There is no general common law duty to provide reasoned decisions. However, a recent Outer House judgment has served as a reminder that the basic principles applicable to the giving of reasons have developed to such an extent that it is now expected in most circumstances.
The Court of Session case saw United Co-Operative Limited seek judicial review of the National Appeal Panel for the Entry to the Pharmaceutical Lists. The petitioners own and manage a pharmacy in Lockerbie, Dumfriesshire. A newcomer, Dalston Pharmacy Limited, applied to the Dumfries and Galloway Health Board for inclusion in their Pharmaceutical List in respect of a proposed new pharmacy in Lockerbie. The Board granted the application. The petitioners appealed against that decision but the appeal was refused.
The petitioners sought to challenge the decision of the Panel to refuse their appeal on the basis that the Panel had failed to give adequate reasons. On the facts of the present case, the reasons given by the Panel were regarded as being adequate in the circumstances and as a result the petition was rejected.
In the course of the Court of Session's judgment, given by Lord Glennie, the Court cited a passage from South Bucks District Council v Porter (No.2) as sufficiently outlining the basic principles of the duty to give reasons:
- The reasons given should be intelligible and they must be adequate, allowing the reader to understand why the matter was decided as it was and what conclusions were reached on the principal important issues.
- Reasons can be briefly stated; the degree of detail required depends on the nature of the issues falling for decision.
- The reasoning must not give rise to a lot of doubt as to whether the decision-maker erred in law, for example by misunderstanding some relevant policy or some other important matter or by failing to reach a rational decision on relevant grounds.
- The reasons need to deal with only the main issues in the dispute, not to every small consideration.
- Decision letters must be read in a straightforward manner, recognising that they are addressed to parties well aware of the issues involved and the arguments advanced.
More generally case law indicates that a challenge in judicial review based on a decision maker's failure to provide adequate reasons for their decision, will only succeed if the aggrieved party can satisfy the court that he has genuinely been substantially prejudiced by the failure to provide an adequately reasoned decision. Indeed the more important the nature of the individual's right or interest in question, the more likely it is that fairness will require reasons to be given (R v Secretary of State for the Home Department, ex p. Doody.).
So what is the importance of the duty to give adequate reasons? In some situations, if no reasons are provided to the disappointed party it becomes very difficult to launch an appeal or raise an action for judicial review on specific points. It is also important that we know whether or not the decision maker has asked himself the right questions in reaching a decision and has approached the matter in a rational way. Reasons allow us to discover if there has been an error of law. For many, the giving of reasons serves an important purpose, it ensures a greater degree of fairness in the decision making process. Being subject to a decision without any reasons being given seems contrary to natural justice.
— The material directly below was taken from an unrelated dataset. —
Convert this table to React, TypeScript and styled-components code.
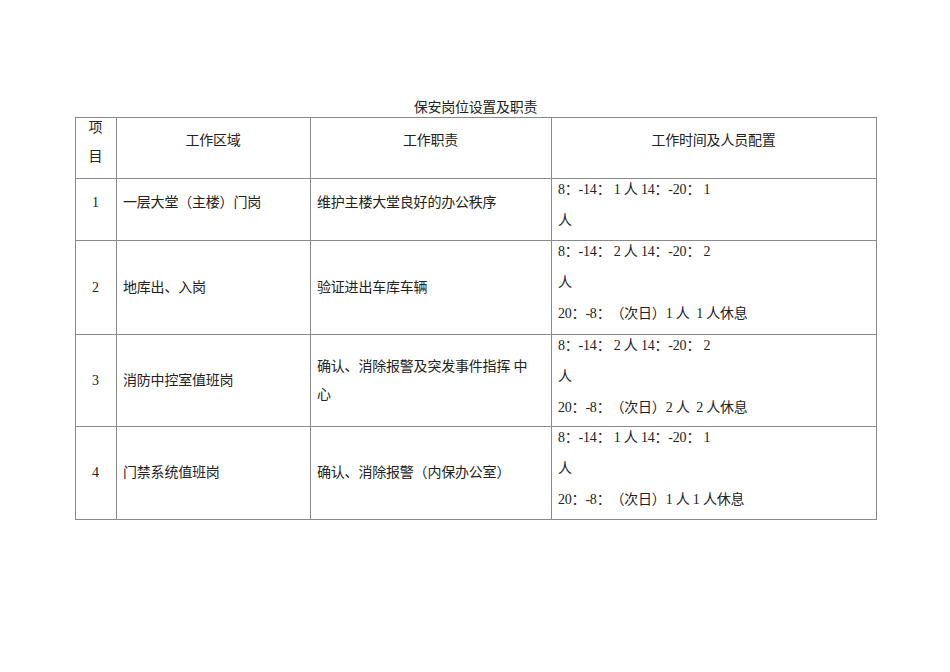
import React, {FC} from 'react';
import styled, {createGlobalStyle} from 'styled-components';

const GlobalStyle = createGlobalStyle`
  html, body {
    margin: 0;
    padding: 0;
    background: #ffffff;
  }
  body {
    font-family: "Liberation Serif", "Noto Sans CJK SC", serif;
    color: #222222;
    text-spacing-trim: space-all;
  }
`;

interface PostRow {
    no: string,
    area: string,
    duty: string[],
    time: string[],
    height: number,
    lift?: boolean
}

const rows: PostRow[] = [
    {no: '1', area: '一层大堂（主楼）门岗', duty: ['维护主楼大堂良好的办公秩序'], time: ['8：-14： 1 人 14：-20： 1', '人'], height: 62, lift: true},
    {no: '2', area: '地库出、入岗', duty: ['验证进出车库车辆'], time: ['8：-14： 2 人 14：-20： 2', '人', '20：-8：（次日）1 人  1 人休息'], height: 94},
    {no: '3', area: '消防中控室值班岗', duty: ['确认、消除报警及突发事件指挥 中', '心'], time: ['8：-14： 2 人 14：-20： 2', '人', '20：-8：（次日）2 人  2 人休息'], height: 92},
    {no: '4', area: '门禁系统值班岗', duty: ['确认、消除报警（内保办公室）'], time: ['8：-14： 1 人 14：-20： 1', '人', '20：-8：（次日）1 人 1 人休息'], height: 93},
];

const Page = styled.div`
  width: 950px;
  height: 672px;
  padding-top: 99px;
  box-sizing: border-box;
`;

const Sheet = styled.div`
  width: 801px;
  margin-left: 75px;
`;

const Title = styled.div`
  text-align: center;
  font-size: 14px;
  line-height: 18px;
  height: 18px;
  letter-spacing: -0.3px;
`;

const Table = styled.table`
  width: 801px;
  border-collapse: collapse;
  table-layout: fixed;
  font-size: 14px;
`;

const Row = styled.tr<{ $h: number }>`
  height: ${p => p.$h}px;
`;

const Cell = styled.td<{ $align?: 'center' | 'left', $lift?: boolean, $top?: boolean }>`
  border: 1px solid #8a8a8a;
  padding: ${p => p.$top ? '1px 7px 0 6px' : `0 7px ${p.$lift ? 14 : 0}px 6px`};
  vertical-align: ${p => p.$top ? 'top' : 'middle'};
  text-align: ${p => p.$align ?? 'left'};
  line-height: 28px;
  white-space: nowrap;
  letter-spacing: -0.2px;
`;

const Line = styled.div`
  line-height: 20px;
  margin-bottom: 11px;
  white-space: pre;

  &:last-child {
    margin-bottom: 0;
  }
`;

const Stack = styled.div`
  line-height: 29px;
  margin-top: -12px;
`;

const TimeLines: FC<{ lines: string[] }> = ({lines}) => (
    <>
        {lines.map((l, i) => <Line key={i}>{l}</Line>)}
    </>
);

const App: FC = () => {
    return (
        <Page>
            <GlobalStyle/>
            <Sheet>
                <Title>保安岗位设置及职责</Title>
                <Table>
                    <colgroup>
                        <col style={{width: 41}}/>
                        <col style={{width: 194}}/>
                        <col style={{width: 241}}/>
                        <col style={{width: 325}}/>
                    </colgroup>
                    <tbody>
                    <Row $h={61}>
                        <Cell $align={'center'}>
                            <Stack>项<br/>目</Stack>
                        </Cell>
                        <Cell $align={'center'} $lift>工作区域</Cell>
                        <Cell $align={'center'} $lift>工作职责</Cell>
                        <Cell $align={'center'} $lift>工作时间及人员配置</Cell>
                    </Row>
                    {rows.map(r =>
                        <Row key={r.no} $h={r.height}>
                            <Cell $align={'center'} $lift={r.lift}>{r.no}</Cell>
                            <Cell $lift={r.lift}>{r.area}</Cell>
                            <Cell $lift={r.lift}>
                                {r.duty.map((d, i) => <div key={i}>{d}</div>)}
                            </Cell>
                            <Cell $top>
                                <TimeLines lines={r.time}/>
                            </Cell>
                        </Row>
                    )}
                    </tbody>
                </Table>
            </Sheet>
        </Page>
    );
}

export default App;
A caveat does however exist; the interest of the complainant must be balanced against administrative efficiency and convenience. The duty to give reasons should not place too great a burden on the decision maker. However, the requirements of the duty are expanding in light of ECHR jurisprudence, as the requirement to give a reasoned decision is recognised as part of the right to fair trail under article 6(1) of the ECHR. It is likely, therefore, that the case law surrounding the duty to give reasons in the decision-making of public authorities will develop over time.